[EXTRACTED INFORMATION]
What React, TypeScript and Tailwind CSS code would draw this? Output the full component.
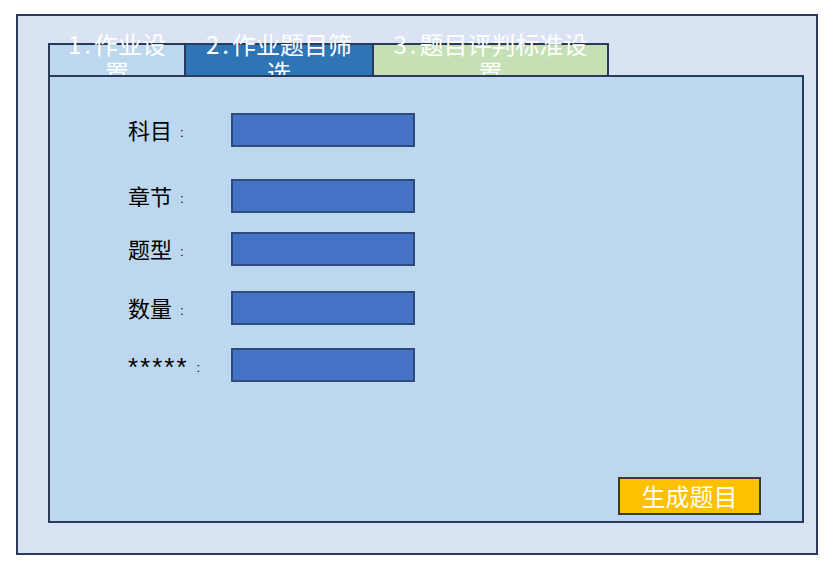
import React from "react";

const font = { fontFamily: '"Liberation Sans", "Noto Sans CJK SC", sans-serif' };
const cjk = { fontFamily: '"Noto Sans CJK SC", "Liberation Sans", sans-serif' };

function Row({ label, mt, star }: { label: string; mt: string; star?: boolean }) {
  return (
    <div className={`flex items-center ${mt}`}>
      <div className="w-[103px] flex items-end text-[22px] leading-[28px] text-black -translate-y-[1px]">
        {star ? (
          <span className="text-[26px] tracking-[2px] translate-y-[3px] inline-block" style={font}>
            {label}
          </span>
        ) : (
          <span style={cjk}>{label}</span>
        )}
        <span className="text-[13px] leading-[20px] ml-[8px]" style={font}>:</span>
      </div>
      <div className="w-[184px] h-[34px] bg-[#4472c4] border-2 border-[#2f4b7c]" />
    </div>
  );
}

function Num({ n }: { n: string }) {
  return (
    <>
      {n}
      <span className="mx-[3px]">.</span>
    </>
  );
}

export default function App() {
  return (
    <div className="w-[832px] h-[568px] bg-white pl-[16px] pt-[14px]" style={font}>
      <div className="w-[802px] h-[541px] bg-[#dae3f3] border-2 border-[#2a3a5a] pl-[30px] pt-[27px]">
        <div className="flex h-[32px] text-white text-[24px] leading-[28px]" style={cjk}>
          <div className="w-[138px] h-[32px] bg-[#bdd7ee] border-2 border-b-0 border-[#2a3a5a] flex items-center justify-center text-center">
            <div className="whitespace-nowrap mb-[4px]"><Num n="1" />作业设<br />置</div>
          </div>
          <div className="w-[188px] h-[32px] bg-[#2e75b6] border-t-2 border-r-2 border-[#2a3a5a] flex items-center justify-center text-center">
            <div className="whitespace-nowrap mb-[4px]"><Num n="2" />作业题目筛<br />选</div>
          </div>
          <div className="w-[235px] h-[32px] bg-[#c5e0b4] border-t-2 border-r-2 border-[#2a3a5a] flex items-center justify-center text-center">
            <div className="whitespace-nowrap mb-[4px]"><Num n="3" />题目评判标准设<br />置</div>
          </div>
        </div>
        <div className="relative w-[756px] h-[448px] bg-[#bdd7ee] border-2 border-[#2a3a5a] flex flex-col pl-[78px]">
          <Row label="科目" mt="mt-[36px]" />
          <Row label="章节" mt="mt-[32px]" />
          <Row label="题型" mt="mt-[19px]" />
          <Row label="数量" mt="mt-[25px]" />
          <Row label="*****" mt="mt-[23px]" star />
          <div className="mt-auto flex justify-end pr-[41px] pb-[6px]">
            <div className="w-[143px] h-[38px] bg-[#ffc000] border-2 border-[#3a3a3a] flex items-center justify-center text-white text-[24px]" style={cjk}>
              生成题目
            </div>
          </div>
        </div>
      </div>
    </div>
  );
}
---
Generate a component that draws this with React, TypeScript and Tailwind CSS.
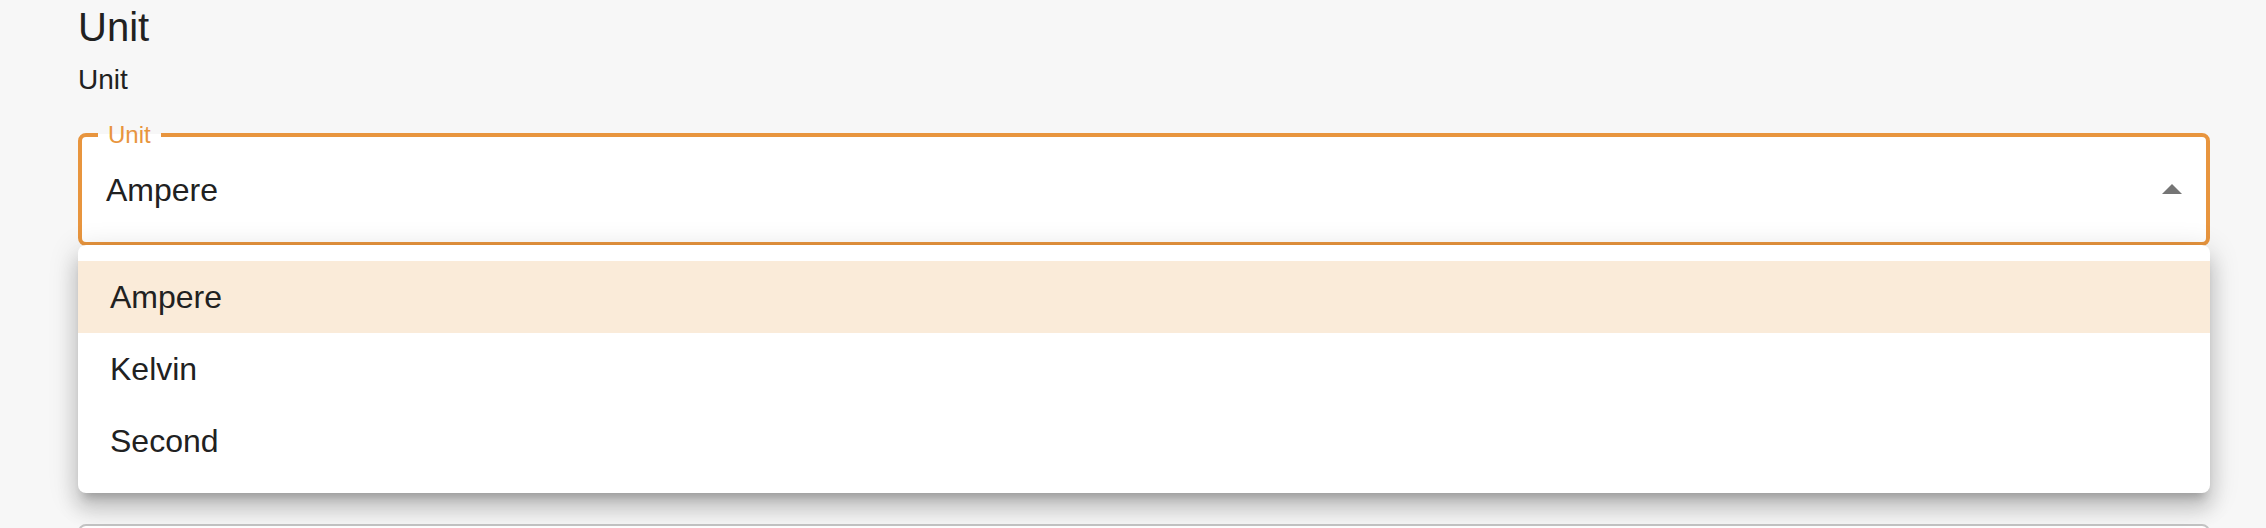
---
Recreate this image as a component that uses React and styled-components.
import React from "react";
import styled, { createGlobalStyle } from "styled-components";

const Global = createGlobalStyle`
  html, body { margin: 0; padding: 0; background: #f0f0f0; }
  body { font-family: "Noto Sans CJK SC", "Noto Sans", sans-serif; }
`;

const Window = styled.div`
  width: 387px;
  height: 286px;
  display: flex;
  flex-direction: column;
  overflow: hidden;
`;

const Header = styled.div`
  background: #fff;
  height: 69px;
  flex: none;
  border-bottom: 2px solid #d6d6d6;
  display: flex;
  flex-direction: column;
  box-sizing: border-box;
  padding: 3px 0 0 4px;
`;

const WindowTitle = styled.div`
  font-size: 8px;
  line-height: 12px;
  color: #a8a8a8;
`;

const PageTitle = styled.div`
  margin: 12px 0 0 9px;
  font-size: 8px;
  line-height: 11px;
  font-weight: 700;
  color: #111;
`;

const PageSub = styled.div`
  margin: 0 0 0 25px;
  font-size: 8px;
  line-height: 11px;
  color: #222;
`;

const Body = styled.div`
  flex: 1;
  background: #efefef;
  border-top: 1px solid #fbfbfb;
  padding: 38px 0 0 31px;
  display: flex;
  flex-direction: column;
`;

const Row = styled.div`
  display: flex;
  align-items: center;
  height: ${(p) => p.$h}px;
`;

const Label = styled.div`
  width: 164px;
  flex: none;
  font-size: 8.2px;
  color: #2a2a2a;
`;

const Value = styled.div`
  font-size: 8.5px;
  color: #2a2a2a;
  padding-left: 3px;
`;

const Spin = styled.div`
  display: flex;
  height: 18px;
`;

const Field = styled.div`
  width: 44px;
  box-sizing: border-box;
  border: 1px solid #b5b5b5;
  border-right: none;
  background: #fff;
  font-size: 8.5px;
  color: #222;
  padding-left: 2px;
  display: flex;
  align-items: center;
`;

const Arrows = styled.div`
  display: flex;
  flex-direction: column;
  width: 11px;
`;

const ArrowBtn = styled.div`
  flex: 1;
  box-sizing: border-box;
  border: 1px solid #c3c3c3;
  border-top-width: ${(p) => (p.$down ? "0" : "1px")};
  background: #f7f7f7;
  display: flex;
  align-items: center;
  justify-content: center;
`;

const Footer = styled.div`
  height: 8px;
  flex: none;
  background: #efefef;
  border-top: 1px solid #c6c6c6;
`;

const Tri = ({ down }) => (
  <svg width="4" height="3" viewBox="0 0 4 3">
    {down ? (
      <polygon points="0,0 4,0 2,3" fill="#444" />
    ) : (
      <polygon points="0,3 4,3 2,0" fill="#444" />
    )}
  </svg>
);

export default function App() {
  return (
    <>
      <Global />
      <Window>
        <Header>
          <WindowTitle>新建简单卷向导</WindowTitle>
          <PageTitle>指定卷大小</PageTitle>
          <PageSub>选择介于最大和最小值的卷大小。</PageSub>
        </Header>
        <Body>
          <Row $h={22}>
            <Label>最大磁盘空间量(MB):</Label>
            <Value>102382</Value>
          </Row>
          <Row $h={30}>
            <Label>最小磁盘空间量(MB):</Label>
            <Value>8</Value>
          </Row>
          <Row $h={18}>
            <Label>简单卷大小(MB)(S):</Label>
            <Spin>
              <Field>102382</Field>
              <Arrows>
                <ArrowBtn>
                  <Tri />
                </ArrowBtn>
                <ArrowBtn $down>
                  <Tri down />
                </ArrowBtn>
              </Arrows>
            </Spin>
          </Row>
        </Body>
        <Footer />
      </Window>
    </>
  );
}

[TASK INSTRUCTIONS] Show each line holding the word "Tailwind".

[SOLUTION BELOW]
What React, TypeScript and Tailwind CSS code would draw this? Output the full component.
Generate a component that draws this with React, TypeScript and Tailwind CSS.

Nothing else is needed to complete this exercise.